There are only two possible ways the student can provide more than their own support, Yet it is still possible that even with both ways, the student can not possibly justify a claim to providing more than half of their own support.  This is because of that little thing the IRS refers to as "reasonable" costs.

If the student:

 - has a W-2 job or is self-employed and earned sufficient amount (in the same tax year) that is in excess of all third party support received, to justify a claim to providing more than half of their own support.

 - The student is the *PRIMARY* borrower on a *qualified* student loan, and sufficient funds were distributed during the tax year that are in excess of all third party support, to justify the student's claim of providing more than half of their own support.

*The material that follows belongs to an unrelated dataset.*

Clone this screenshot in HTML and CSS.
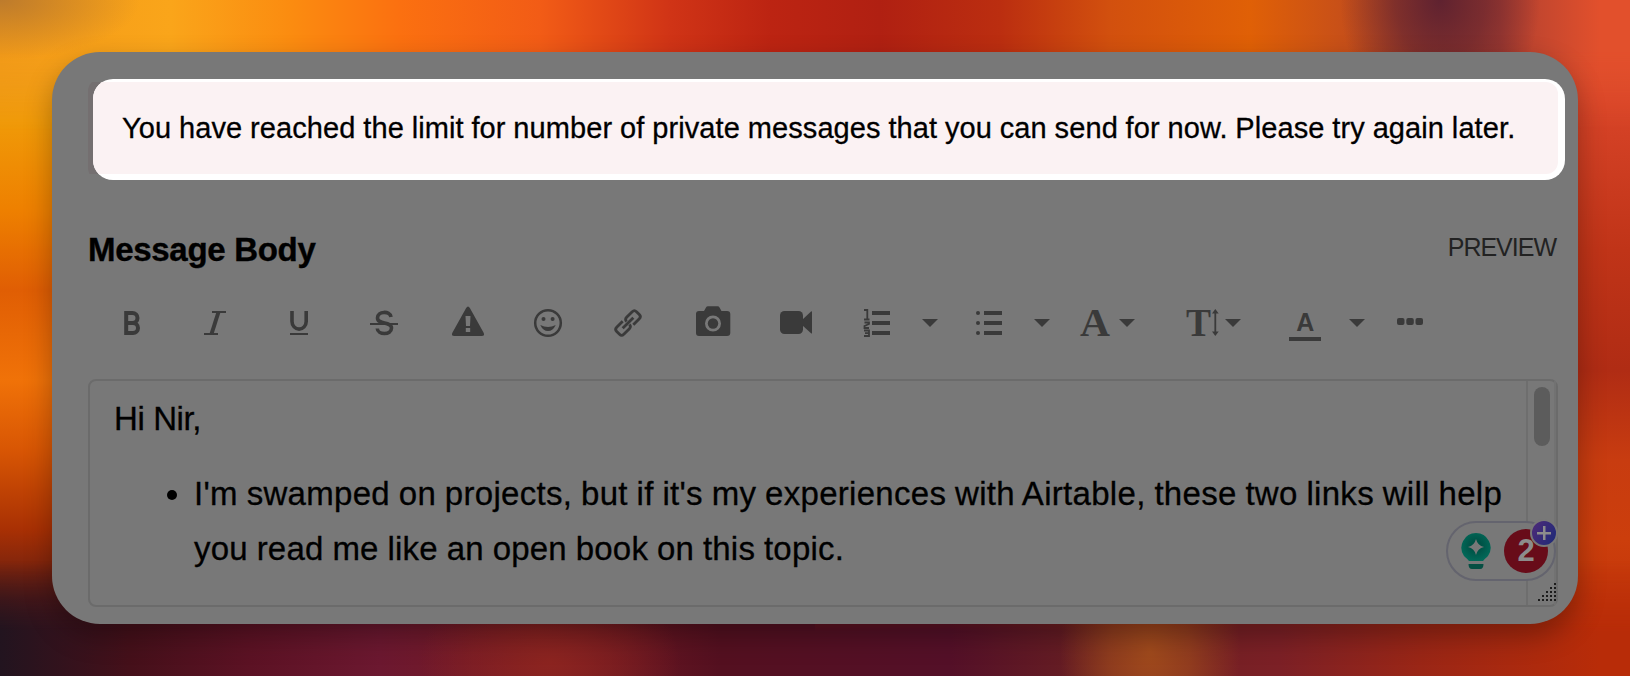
FILE: index.html
```
<!DOCTYPE html>
<html lang="en">
<head>
    <meta charset="UTF-8">
    <meta name="viewport" content="width=device-width, initial-scale=1.0">
    <title>Private Message</title>
    <link rel="stylesheet" href="styles.css">
</head>
<body>

<div class="container">
    <div class="alert-shade">
        <div class="alert">
            <p class="alert-text">You have reached the limit for number of private messages that you can send for now. Please try again later.</p>
        </div>
    </div>

    <div class="editor-header">
        <h2>Message Body</h2>
        <span class="preview">PREVIEW</span>
    </div>

    <!-- Formatting toolbar -->
    <svg class="toolbar" width="1470" height="60" viewBox="88 292 1470 60">
        <!-- bold -->
        <path class="stroke w4" d="M126.3 313H132.500A5 5 0 0 1 132.500 323H126.300M132 323H133A5 5 0 0 1 133 333H126.300M126.200 311V335"/>
        <!-- italic -->
        <path class="stroke w2" d="M212 312H226M204 334H218"/>
        <path class="stroke w4" d="M218.500 312L211.500 334"/>
        <!-- underline -->
        <path class="stroke w35" d="M292 311V321.500A7 7.500 0 0 0 306.200 321.500V311"/>
        <path class="stroke w2" d="M290 334H308"/>
        <!-- strikethrough -->
        <path class="stroke w35" d="M391 317C390 310.500 377.500 311 377.500 318C377.500 325 391.500 321 391.500 328C391.500 335.500 377.500 335 377.300 328.500"/>
        <path class="stroke w2" d="M370 324H398"/>
        <!-- warning -->
        <path class="fill" fill-rule="evenodd" d="M466 308.200Q468 304.600 470 308.200L483.500 332.500Q485.300 336 481.500 336H454.500Q450.700 336 452.500 332.500ZM465.500 316L466 326H470L470.500 316ZM465.800 328V332H470.200V328Z"/>
        <!-- emoji -->
        <circle class="stroke w25" cx="548" cy="323" r="12.800"/>
        <circle class="fill" cx="543.500" cy="319" r="2"/>
        <circle class="fill" cx="552.600" cy="319" r="2"/>
        <path class="fill" d="M540.300 325Q548 329 555.700 325Q553 331 548 331Q543 331 540.300 325Z"/>
        <!-- link -->
        <g class="stroke w3" transform="translate(628 323) rotate(-45)">
            <path d="M-2.500 -5H-11Q-14 -5 -14 -2V2Q-14 5 -11 5H-3Q0 5 0 2"/>
            <path d="M2.500 5H11Q14 5 14 2V-2Q14 -5 11 -5H3Q0 -5 0 -2"/>
            <path d="M-7.500 0H7.500"/>
        </g>
        <!-- camera -->
        <path class="fill" fill-rule="evenodd" d="M699 311H704L706 307.500Q706.500 306.300 708 306.300H717.500Q719 306.300 719.500 307.500L721.500 311H727Q730.300 311 730.300 314V333Q730.300 336 727 336H699Q696 336 696 333V314Q696 311 699 311ZM713 315.500A8 8 0 1 0 713 331.500A8 8 0 1 0 713 315.500Z"/>
        <circle class="fill" cx="713" cy="323.500" r="5.200"/>
        <!-- video -->
        <rect class="fill" x="780" y="311" width="23" height="23" rx="4.500"/>
        <path class="fill" d="M802 320L811 311.500Q812 311 812 312V333Q812 334 811 333.300L802 325Z"/>
        <!-- ordered list -->
        <path class="stroke w4" d="M872 313H890M872 323H890M872 333H890"/>
        <path class="stroke w15" d="M864 310H867.300V319M864 319.500H869.500M864.500 322.500H869V324L864.500 326V328H869M864 330.500H869V336H864M865 333.200H869"/>
        <path class="fill" d="M922 319H938L930 327Z"/>
        <!-- bullet list -->
        <path class="stroke w4" d="M984 313H1002M984 323H1002M984 333H1002"/>
        <circle class="fill" cx="978" cy="313" r="2"/>
        <circle class="fill" cx="978" cy="323" r="2"/>
        <circle class="fill" cx="978" cy="333" r="2"/>
        <path class="fill" d="M1034 319H1050L1042 327Z"/>
        <!-- font family -->
        <text class="serif-icon" x="1080" y="336" font-size="40" textLength="30" lengthAdjust="spacingAndGlyphs">A</text>
        <path class="fill" d="M1119 319H1135L1127 327Z"/>
        <!-- font size -->
        <text class="serif-icon" x="1186" y="336" font-size="41" textLength="25" lengthAdjust="spacingAndGlyphs">T</text>
        <path class="stroke w15" d="M1215.300 311V334"/>
        <path class="fill" d="M1212 313.500L1215.300 309L1218.700 313.500ZM1212 331.500L1215.300 336L1218.700 331.500Z"/>
        <path class="fill" d="M1225 319H1241L1233 327Z"/>
        <!-- text color -->
        <text class="sans-icon" x="1296.300" y="331" font-size="25">A</text>
        <rect class="fill" x="1289" y="337" width="32" height="4"/>
        <path class="fill" d="M1349 319H1365L1357 327Z"/>
        <!-- more -->
        <rect class="fill" x="1397" y="318" width="7.500" height="7" rx="2"/>
        <rect class="fill" x="1406.300" y="318" width="7.500" height="7" rx="2"/>
        <rect class="fill" x="1415.500" y="318" width="7.500" height="7" rx="2"/>
    </svg>

    <div class="editor">
        <div class="editor-content">
            <p class="greeting">Hi Nir,</p>
            <ul>
                <li>
                    <span class="line1">I'm swamped on projects, but if it's my experiences with Airtable, these two links will help</span><br>
                    <span class="line2">you read me like an open book on this topic.</span>
                </li>
            </ul>
        </div>
        <div class="scrollbar">
            <div class="thumb"></div>
        </div>

        <!-- Writing assistant badge -->
        <div class="assistant">
            <svg class="bulb" width="32" height="40" viewBox="0 0 32 40">
                <defs>
                    <radialGradient id="bulbFill" cx="0.5" cy="0.45" r="0.6">
                        <stop offset="0.3" stop-color="#005246"/>
                        <stop offset="1" stop-color="#026c5b"/>
                    </radialGradient>
                </defs>
                <path fill="url(#bulbFill)" fill-rule="evenodd" d="M16 2A14.700 14.700 0 0 0 4 25Q8 28.500 9 30H23Q24 28.500 28 25A14.700 14.700 0 0 0 16 2ZM16 8Q17.500 14.500 24 16Q17.500 17.500 16 24Q14.500 17.500 8 16Q14.500 14.500 16 8Z"/>
                <path fill="#064f43" d="M8.500 33H23.500Q23.500 38 20 38H12Q8.500 38 8.500 33Z"/>
            </svg>
            <span class="count">2</span>
            <span class="plus"></span>
        </div>

        <!-- Resize grip -->
        <svg class="grip" width="18" height="18" viewBox="0 0 18 18">
            <path d="M16 0h2v2h-2zM12 4h2v2h-2zM16 4h2v2h-2zM8 8h2v2h-2zM12 8h2v2h-2zM16 8h2v2h-2zM4 12h2v2h-2zM8 12h2v2h-2zM12 12h2v2h-2zM16 12h2v2h-2zM0 16h2v2h-2zM4 16h2v2h-2zM8 16h2v2h-2zM12 16h2v2h-2zM16 16h2v2h-2z"/>
        </svg>
    </div>
</div>

</body>
</html>
```
FILE: styles.css
```
* {
    margin: 0;
    padding: 0;
    box-sizing: border-box;
    font-family: "Liberation Sans", Arial, sans-serif;
}
html {
    height: 676px;
    overflow: hidden;
}
body {
    position: relative;
    z-index: 0;
    height: 676px;
    padding: 52px;
    overflow: hidden;
    background:
        linear-gradient(to bottom, #e89a28 0, #f09a08 120px, #ee8000 210px, #e05e04 290px, #f07208 380px, #d85604 450px, #a83004 530px, #5c1a14 600px, #241420 676px) 0 0 / 50% 100% no-repeat,
        linear-gradient(to bottom, #e2502c 0, #d84428 100px, #c03418 250px, #b02c14 370px, #c83c10 460px, #cc3e0c 540px, #b82c08 676px) 100% 0 / 50% 100% no-repeat;
}
/* wallpaper bands above and below the panel, faded into the side colours */
body::before,
body::after {
    content: "";
    position: absolute;
    z-index: -1;
    left: 0;
    width: 100%;
    height: 130px;
}
body::before {
    top: 0;
    background:
        radial-gradient(ellipse 140px 60px at 0 0, #bd7b2c, transparent),
        radial-gradient(ellipse 100px 130px at 1440px 0, #5f2230, #5f2230aa 45%, transparent),
        linear-gradient(to right, #f29a18 0, #faa51a 170px, #fb8c10 290px, #fb7010 400px, #f25c16 540px, #d03416 670px, #bc2412 770px, #b02012 880px, #bb2e10 1000px, #d2500e 1110px, #e06006 1250px, #c85018 1340px, #b04030 1500px, #e2502c 1600px);
    -webkit-mask-image: linear-gradient(to bottom, #000 30px, transparent);
    mask-image: linear-gradient(to bottom, #000 52px, transparent);
}
body::after {
    bottom: 0;
    background:
        radial-gradient(ellipse 130px 90px at 550px 115px, #8c2420, transparent),
        radial-gradient(ellipse 90px 130px at 1150px 105px, #a04a1c, #a04a1caa 45%, transparent),
        linear-gradient(to right, #22141f 0, #45101a 130px, #5c1224 250px, #6c1830 380px, #7a1c22 540px, #541020 720px, #541028 950px, #6a2022 1100px, #7c2026 1280px, #9a2616 1420px, #b82c08 1600px);
    -webkit-mask-image: linear-gradient(to top, #000 45px, transparent 115px);
    mask-image: linear-gradient(to top, #000 45px, transparent 115px);
}
.container {
    width: 1526px;
    height: 572px;
    padding: 27px 20px 17px 36px;
    background: #787878;
    border-radius: 48px;
    box-shadow: 0 12px 28px rgba(0, 0, 0, 0.3);
}
.alert-shade {
    display: flex;
    width: 1477px;
    height: 101px;
    padding-left: 5px;
    background: linear-gradient(#746f70, #746f70) 0 3px / 20px 92px no-repeat;
    border-radius: 12px;
}
.alert {
    width: 1472px;
    height: 101px;
    padding: 3px 7px 6px 0;
    background: #fff;
    border-radius: 20px;
    overflow: hidden;
}
.alert-text {
    height: 92px;
    padding-left: 29px;
    background: #fbf2f3;
    border-radius: 0 12px 12px 0;
    color: #000;
    font-size: 29px;
    line-height: 92px;
    letter-spacing: 0.1px;
    word-spacing: -0.4px;
    white-space: nowrap;
    -webkit-text-stroke: 0.3px #000;
}
.editor-header {
    display: flex;
    justify-content: space-between;
    width: 1470px;
    height: 112px;
    padding-top: 50px;
}
h2 {
    color: #000;
    font-size: 33px;
    line-height: 40px;
    letter-spacing: -0.3px;
    -webkit-text-stroke: 0.4px #000;
}
.preview {
    margin-right: 2px;
    color: #222;
    font-size: 25px;
    line-height: 34px;
    letter-spacing: -1px;
}
.toolbar {
    display: block;
}
.fill {
    fill: #3a3a3a;
}
.stroke {
    fill: none;
    stroke: #3a3a3a;
}
.w15 { stroke-width: 1.8; }
.w2 { stroke-width: 2; }
.w25 { stroke-width: 2.5; }
.w3 { stroke-width: 2.8; }
.w35 { stroke-width: 3.6; }
.w4 { stroke-width: 4; }
.serif-icon {
    font-family: "Liberation Serif", serif;
    font-weight: bold;
    fill: #3a3a3a;
}
.sans-icon {
    font-weight: bold;
    fill: #3a3a3a;
}
.editor {
    position: relative;
    display: flex;
    justify-content: space-between;
    width: 1470px;
    height: 228px;
    margin-top: 27px;
    border: 2px solid #6b6b6b;
    border-radius: 8px;
}
.editor-content {
    padding: 10px 0 0 24px;
    color: #000;
    font-size: 33px;
    white-space: nowrap;
    -webkit-text-stroke: 0.3px #000;
}
.greeting {
    line-height: 55px;
    letter-spacing: -0.4px;
}
ul {
    padding-left: 80px;
    margin-top: 20px;
}
li {
    line-height: 55px;
}
.line1 {
    letter-spacing: 0.3px;
    word-spacing: -0.7px;
}
.line2 {
    letter-spacing: 0.2px;
    word-spacing: -0.5px;
}
.scrollbar {
    width: 30px;
    padding: 6px 0 0 6px;
    border-left: 2px solid #6e6e6e;
    border-right: 2px solid #727272;
}
.thumb {
    width: 16px;
    height: 59px;
    border-radius: 8px;
    background: #5c5c5c;
}
.assistant {
    position: absolute;
    right: 0;
    bottom: 24px;
    display: flex;
    align-items: center;
    gap: 12px;
    width: 110px;
    height: 60px;
    padding-left: 12px;
    border: 2px solid #64646e;
    border-radius: 30px;
    background: #787878;
}
.count {
    width: 44px;
    height: 44px;
    border-radius: 50%;
    background: #680c19;
    color: #8c8c8c;
    font-size: 31px;
    font-weight: bold;
    line-height: 44px;
    text-align: center;
}
.plus {
    position: absolute;
    top: -4px;
    right: -4px;
    width: 28px;
    height: 28px;
    border: 2px solid #787878;
    border-radius: 50%;
    background:
        linear-gradient(#8c8c8c, #8c8c8c) center / 14px 2.5px no-repeat,
        linear-gradient(#8c8c8c, #8c8c8c) center / 2.5px 14px no-repeat,
        linear-gradient(120deg, #4f2a78, #1c2a78);
}
.grip {
    position: absolute;
    right: 0;
    bottom: 4px;
    fill: #1c1c1c;
}
```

Even with both or either of the above, it's possible for the student to have earned a million dollars, yet still not be able to justify providing more than half of their own support. For example (this is an exagerated example) if the student has $80,000 in third party support (scholarships, grants, 529 distributions, money from Mom & Dad, Gift from Aunt Mary, etc.) that would mean the student would need to have earned at least $80,001 to justify a claim of providing more than half. However, if an undergraduate claims that it cost them more than $160,000 (including tuition) to support themselves for a year, be ready for an audit. The IRS is not going to go for that. Particularly for a single undergraduate under the age of 24.

In other words, renting a $5000/mo penthouse suite isn't going to fly, as the IRS will not in any way, see that as "reasonable" for an undergrad. Claiming $1000/mo for food won't fly either. So steak and lobster for lunch and dinner 7 days a week, with steak and eggs for breakfast isn't gonna cut it with the IRS. It's just not "reasonable".  Likewise, that 7-day cruise they went on during spring break may be considered an unreasonable entertainment expense for an undergraduate too. But then, there've been some really good deals that time of year targeted specifically at college students too.